A majority of New York voters do not want Gov. Andrew Cuomo to resign. An even bigger majority believe he continues to provide solid leadership overall on the COVID-19 pandemic, though they are skeptical of how he handled nursing home data. 

But a growing number of voters in New York hold an increasingly unfavorable view of the governor and, according to a Siena College poll released this week, more voters believe he committed sexual harassment. The new numbers underscore how Cuomo's problems this year are seeping into the minds of voters. 

"A poll is a snap shot in time. Voters bring to it what they know, what they see at that time," said Siena College pollster Steve Greenberg. "There's still been a lot of coverage of the previous allegations and more voters have heard a lot about it." 

The word "embattled" is attached to the three-term Democrat these days, but that word fails to underscore the depths of the problems Cuomo is facing in Albany these days. 

He is dealing with a growing number of investigations over the sexual harassment allegations and nursing home fatality data. The Democratic-led Assembly has launched an ongoing impeachment investigation that is probing seemingly every controversy confronting the governor. 

On Monday, the latest shoe to drop was the referral by Comptroller Tom DiNapoli to Attorney General Letitia James to investigate whether state resources were used to develop a book about the pandemic. 

The book deal was reportedly worth $4 million; Cuomo is yet to reveal how much he earned from the book, though plans to once again release his tax returns, as he does every year. 

Cuomo in all instances has denied any wrondgoing. And on Monday, his senior advisor lashed out at the idea of an investigation over the book, suggesting it was politically motivated, seizing on scattered discussions in Albany that DiNapoli and James would consider running for governor one day. 

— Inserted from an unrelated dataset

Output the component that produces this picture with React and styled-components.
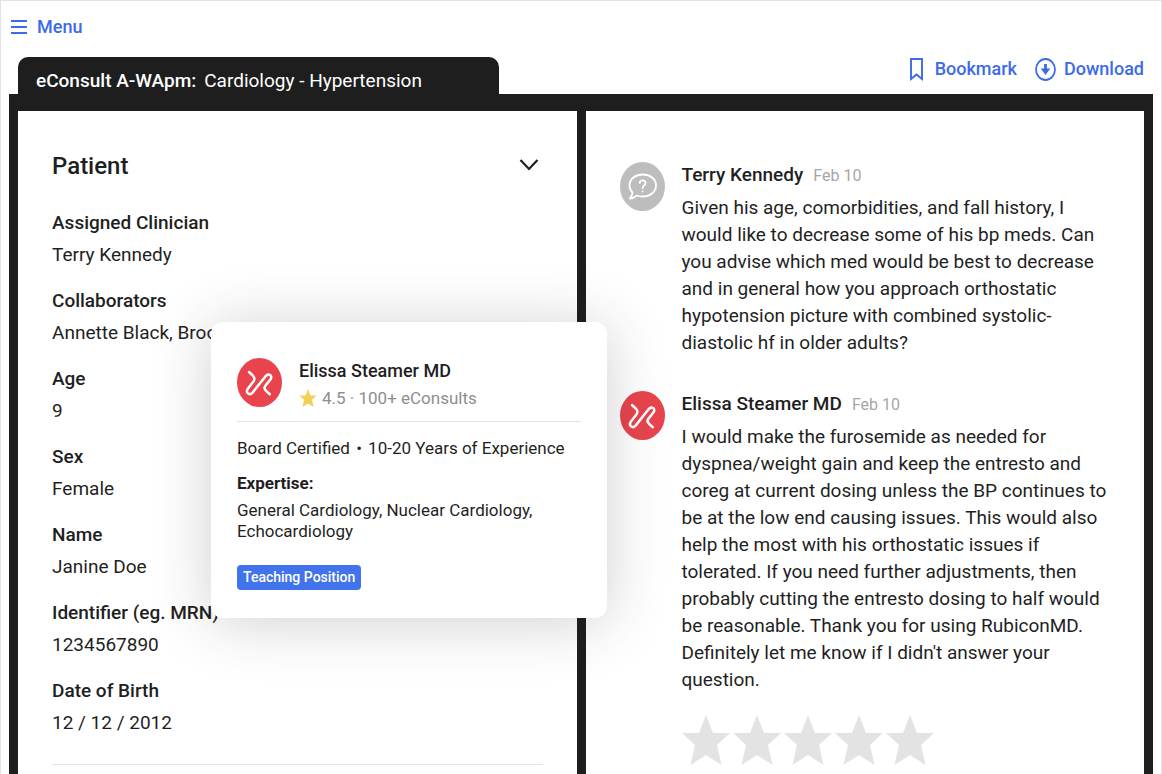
import React, { useState } from "react";
import styled, { createGlobalStyle } from "styled-components";

const colors = {
  ink: "#1f1f1f",
  frame: "#1e1e1e",
  blue: "#3b6be6",
  tag: "#4173ec",
  red: "#e9444d",
  muted: "#8e8e8e",
  date: "#a6a6a6",
  line: "#e2e2e2",
  star: "#e3e3e3",
  gold: "#f4cf55",
};

const GlobalStyle = createGlobalStyle`
  * {
    box-sizing: border-box;
  }
  body {
    margin: 0;
    background: #fff;
    color: ${colors.ink};
    font-family: Roboto, "Liberation Sans", sans-serif;
    font-size: 19px;
    overflow: hidden;
  }
  button {
    font: inherit;
    color: inherit;
    background: none;
    border: none;
    padding: 0;
    cursor: pointer;
  }
`;

const Styled = {
  Page: styled.div`
    position: relative;
    height: 100vh;
    display: flex;
    flex-direction: column;
    padding: 0 8px;
    border: 1px solid ${colors.line};
    border-bottom: none;
    overflow: hidden;
  `,
  TopBar: styled.header`
    height: 56px;
    flex: none;
    display: flex;
    align-items: center;
    padding: 0 2px 4px;
  `,
  LinkButton: styled.button`
    display: flex;
    align-items: center;
    gap: ${(props) => props.$gap || 8}px;
    color: ${colors.blue};
    font-size: 18px;
    font-weight: 500;
    line-height: 24px;
  `,
  TabRow: styled.div`
    display: flex;
    justify-content: space-between;
    align-items: flex-start;
    height: 37px;
    flex: none;
    padding: 0 9px;
  `,
  Tab: styled.h1`
    height: 100%;
    margin: 0;
    padding: 11px 77px 0 18px;
    border-radius: 10px 10px 0 0;
    background: ${colors.frame};
    color: #fff;
    font-size: 19px;
    line-height: 26px;
    font-weight: 400;
    white-space: nowrap;

    strong {
      font-weight: 500;
      margin-right: 8px;
    }
  `,
  Actions: styled.div`
    display: flex;
    gap: 18px;
  `,
  Frame: styled.main`
    flex: 1;
    display: grid;
    grid-template-columns: 1fr 1fr;
    gap: 9px;
    padding: 17px 9px 0;
    background: ${colors.frame};
    min-height: 0;
  `,
  Panel: styled.section`
    background: #fff;
    padding: 39px 34px 0;
    overflow: hidden;
  `,
  Thread: styled.section`
    background: #fff;
    padding: 48px 34px 0;
    overflow: hidden;
  `,
  PanelHeader: styled.div`
    display: flex;
    justify-content: space-between;
    align-items: center;
    margin-bottom: 25px;
    padding-right: 4px;
  `,
  PanelTitle: styled.h2`
    margin: 0;
    font-size: 24px;
    line-height: 32px;
    font-weight: 500;
  `,
  IconButton: styled.button`
    display: flex;
  `,
  Fields: styled.dl`
    display: flex;
    flex-direction: column;
    gap: 14px;
    margin: 0;
    padding-bottom: 25px;
    border-bottom: 1px solid ${colors.line};
    line-height: 32px;

    dt {
      font-weight: 500;
    }
    dd {
      margin: 0;
    }
  `,
  Message: styled.article`
    display: flex;
    gap: 17px;
    margin-bottom: 32px;
  `,
  MessageBody: styled.div`
    flex: 1;
  `,
  Avatar: styled.svg`
    width: 45px;
    height: 49px;
    flex: none;
    margin-top: ${(props) => props.$top || 0}px;
  `,
  Author: styled.h3`
    margin: 0 0 2px;
    font-size: 19px;
    line-height: 32px;
    font-weight: 500;

    time {
      margin-left: 10px;
      font-size: 16px;
      font-weight: 400;
      color: ${colors.date};
    }
  `,
  Text: styled.p`
    margin: 0;
    font-size: 19px;
    line-height: 27px;
    white-space: pre-line;
  `,
  Rating: styled.fieldset`
    display: flex;
    gap: 3px;
    margin: 22px 0 0;
    padding: 0;
    border: none;

    label {
      position: relative;
      display: flex;
    }
    input {
      position: absolute;
      inset: 0;
      margin: 0;
      opacity: 0;
    }
  `,
  Card: styled.aside`
    position: absolute;
    top: 321px;
    left: 210px;
    width: 396px;
    padding: 36px 26px 28px;
    border-radius: 12px;
    background: #fff;
    box-shadow: 0 4px 60px rgba(40, 40, 40, 0.22);
    font-size: 17px;
    line-height: 21px;
  `,
  CardHeader: styled.div`
    display: flex;
    gap: 17px;
    padding-bottom: 9px;
    border-bottom: 1px solid ${colors.line};
  `,
  CardName: styled.h3`
    margin: 0;
    font-size: 18px;
    line-height: 26px;
    font-weight: 500;
  `,
  CardMeta: styled.div`
    display: flex;
    align-items: center;
    gap: 5px;
    line-height: 28px;
    color: ${colors.muted};
  `,
  CardLine: styled.p`
    margin: ${(props) => props.$top}px 0 0;
    font-weight: ${(props) => (props.$bold ? 700 : 400)};
  `,
  Bullet: styled.span`
    margin: 0 2px;
  `,
  Tag: styled.span`
    display: block;
    width: fit-content;
    margin-top: 23px;
    padding: 0 6px;
    border-radius: 4px;
    background: ${colors.tag};
    color: #fff;
    font-size: 14px;
    font-weight: 500;
    line-height: 25px;
  `,
};

const STAR = "M24 0 L31 18 H48 L35 30 L39.500 50 L24 40 L8.500 50 L13 30 L0 18 H17 Z";

const fields = [
  ["Assigned Clinician", "Terry Kennedy"],
  ["Collaborators", "Annette Black, Brooklyn"],
  ["Age", "9"],
  ["Sex", "Female"],
  ["Name", "Janine Doe"],
  ["Identifier (eg. MRN)", "1234567890"],
  ["Date of Birth", "12 / 12 / 2012"],
];

const question = `Given his age, comorbidities, and fall history, I
would like to decrease some of his bp meds. Can
you advise which med would be best to decrease
and in general how you approach orthostatic
hypotension picture with combined systolic-
diastolic hf in older adults?`;

const answer = `I would make the furosemide as needed for
dyspnea/weight gain and keep the entresto and
coreg at current dosing unless the BP continues to
be at the low end causing issues. This would also
help the most with his orthostatic issues if
tolerated. If you need further adjustments, then
probably cutting the entresto dosing to half would
be reasonable. Thank you for using RubiconMD.
Definitely let me know if I didn't answer your
question.`;

const QuestionAvatar = (props) => (
  <Styled.Avatar viewBox="0 0 45 49" aria-hidden="true" {...props}>
    <ellipse cx="22.500" cy="24.500" rx="22.500" ry="24.500" fill="#bdbdbd" />
    <g fill="none" stroke="#fff" strokeWidth="1.800" strokeLinecap="round" strokeLinejoin="round">
      <path d="M12.500 30.500 C10.500 28.500 9.500 26 9.500 23.500 C9.500 17 15.500 12.500 22.800 12.500 C30 12.500 36 17 36 23.500 C36 30 30 34.500 22.800 34.500 C20.500 34.500 18.500 34.200 17 33.500 C14.500 35.500 12 36.500 9.800 36.500 C11.500 34.500 12.500 32.500 12.500 30.500 Z" />
      <path d="M19.800 21 C19.800 17.500 25.500 17.500 25.500 21 C25.500 23.500 22.600 23.400 22.600 26" />
      <path d="M22.600 29.300 V29.500" />
    </g>
  </Styled.Avatar>
);

const DoctorAvatar = (props) => (
  <Styled.Avatar viewBox="0 0 45 49" aria-hidden="true" {...props}>
    <ellipse cx="22.500" cy="24.500" rx="22.500" ry="24.500" fill={colors.red} />
    <path
      d="M12 14 L15.800 17.500 C17.600 19.400 17.800 21.600 16.400 23.600 L11 30.500 C8 34.700 12.500 38 15.600 34.600 L28.600 18.200 C31.600 14.800 36 17.700 33.600 21.300 L28.500 27.600 C27 29.600 27.400 31.400 29 32.800 L32.800 36.200"
      fill="none"
      stroke="#fff"
      strokeWidth="2.500"
      strokeLinecap="round"
      strokeLinejoin="round"
    />
  </Styled.Avatar>
);

const App = () => {
  const [open, setOpen] = useState(true);
  const [rating, setRating] = useState(0);

  return (
    <Styled.Page>
      <GlobalStyle />
      <Styled.TopBar>
        <Styled.LinkButton $gap={10}>
          <svg width="16" height="14" viewBox="0 0 16 14" stroke="currentColor" strokeWidth="2">
            <path d="M0 1 H16 M0 7 H16 M0 13 H16" />
          </svg>
          Menu
        </Styled.LinkButton>
      </Styled.TopBar>

      <Styled.TabRow>
        <Styled.Tab>
          <strong>eConsult A-WApm:</strong>
          Cardiology - Hypertension
        </Styled.Tab>
        <Styled.Actions>
          <Styled.LinkButton $gap={12}>
            <svg width="13" height="23" viewBox="0 0 13 23" fill="none" stroke="currentColor" strokeWidth="1.900">
              <path d="M1 1 H12 V21 L6.500 16.500 L1 21 Z" />
            </svg>
            Bookmark
          </Styled.LinkButton>
          <Styled.LinkButton>
            <svg width="21" height="23" viewBox="0 0 21 23" fill="none" stroke="currentColor" strokeWidth="1.800">
              <ellipse cx="10.500" cy="11.500" rx="9.500" ry="10.500" />
              <path d="M10.500 6 V13" strokeWidth="2.800" />
              <path d="M7.500 11.500 H13.500 L10.500 15.500 Z" fill="currentColor" />
            </svg>
            Download
          </Styled.LinkButton>
        </Styled.Actions>
      </Styled.TabRow>

      <Styled.Frame>
        <Styled.Panel>
          <Styled.PanelHeader>
            <Styled.PanelTitle>Patient</Styled.PanelTitle>
            <Styled.IconButton aria-label="Toggle patient" onClick={() => setOpen(!open)}>
              <svg width="20" height="14" viewBox="0 0 20 14" fill="none" stroke={colors.ink} strokeWidth="2.200">
                <path d="M1.500 1 L10 10 L18.500 1" />
              </svg>
            </Styled.IconButton>
          </Styled.PanelHeader>
          {open && (
            <Styled.Fields>
              {fields.map(([label, value]) => (
                <div key={label}>
                  <dt>{label}</dt>
                  <dd>{value}</dd>
                </div>
              ))}
            </Styled.Fields>
          )}
        </Styled.Panel>

        <Styled.Thread>
          <Styled.Message>
            <QuestionAvatar $top={3} />
            <Styled.MessageBody>
              <Styled.Author>
                Terry Kennedy<time>Feb 10</time>
              </Styled.Author>
              <Styled.Text>{question}</Styled.Text>
            </Styled.MessageBody>
          </Styled.Message>
          <Styled.Message>
            <DoctorAvatar $top={3} />
            <Styled.MessageBody>
              <Styled.Author>
                Elissa Steamer MD<time>Feb 10</time>
              </Styled.Author>
              <Styled.Text>{answer}</Styled.Text>
              <Styled.Rating>
                {[1, 2, 3, 4, 5].map((n) => (
                  <label key={n}>
                    <input
                      type="radio"
                      name="rating"
                      aria-label={`${n} stars`}
                      checked={rating === n}
                      onChange={() => setRating(n)}
                    />
                    <svg width="48" height="50" viewBox="0 0 48 50">
                      <path d={STAR} fill={n <= rating ? colors.gold : colors.star} />
                    </svg>
                  </label>
                ))}
              </Styled.Rating>
            </Styled.MessageBody>
          </Styled.Message>
        </Styled.Thread>
      </Styled.Frame>

      <Styled.Card>
        <Styled.CardHeader>
          <DoctorAvatar />
          <div>
            <Styled.CardName>Elissa Steamer MD</Styled.CardName>
            <Styled.CardMeta>
              <svg width="18" height="18" viewBox="0 0 48 50">
                <path d={STAR} fill={colors.gold} />
              </svg>
              4.5 · 100+ eConsults
            </Styled.CardMeta>
          </div>
        </Styled.CardHeader>
        <Styled.CardLine $top={16}>
          Board Certified <Styled.Bullet>•</Styled.Bullet> 10-20 Years of Experience
        </Styled.CardLine>
        <Styled.CardLine $top={14} $bold>
          Expertise:
        </Styled.CardLine>
        <Styled.CardLine $top={6}>General Cardiology, Nuclear Cardiology, Echocardiology</Styled.CardLine>
        <Styled.Tag>Teaching Position</Styled.Tag>
      </Styled.Card>
    </Styled.Page>
  );
};

export default App;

The statement was a sharp corner turn from what has been a stock answer from the governor and his supporters: Let the investigations play out and let the attorney general do her job. James's office is separately investigating the sexual harassment allegations (it's also not the first time in history an attorney general with presumed aspirations for higher office has investigated a sitting governor, as Cuomo himself may recall). 

And the storm facing Cuomo seems to worsen every other day. The scrutiny over the book is just the latest in a drumbeat of news for Cuomo since January. Top advisors helped him review the book, "American Crisis: Leadership Lessons from the COVID-19 Pandemic," and Cuomo on Monday said these aides worked on a volunteer basis. 

Not everyone is convinced, including the Washington, D.C.-based good-government organization CREW, which filed a complaint over the governor's use of campaign resources to promote the book. 

"We do seem to have a pattern of Governor Cuomo and those around him using whatever resources were available to them, whether it was government resources or campaign resources, to write the governor's book or promote the governor's book, and that's not how these things were supposed to work," said the group's president, Noah Bookbinder. 

Cuomo did not betray much concern about the latest public polling on Monday.

"They do these polls all the time. To tell you the truth, I don't put too much stock into them," he said. "They go up, they go down."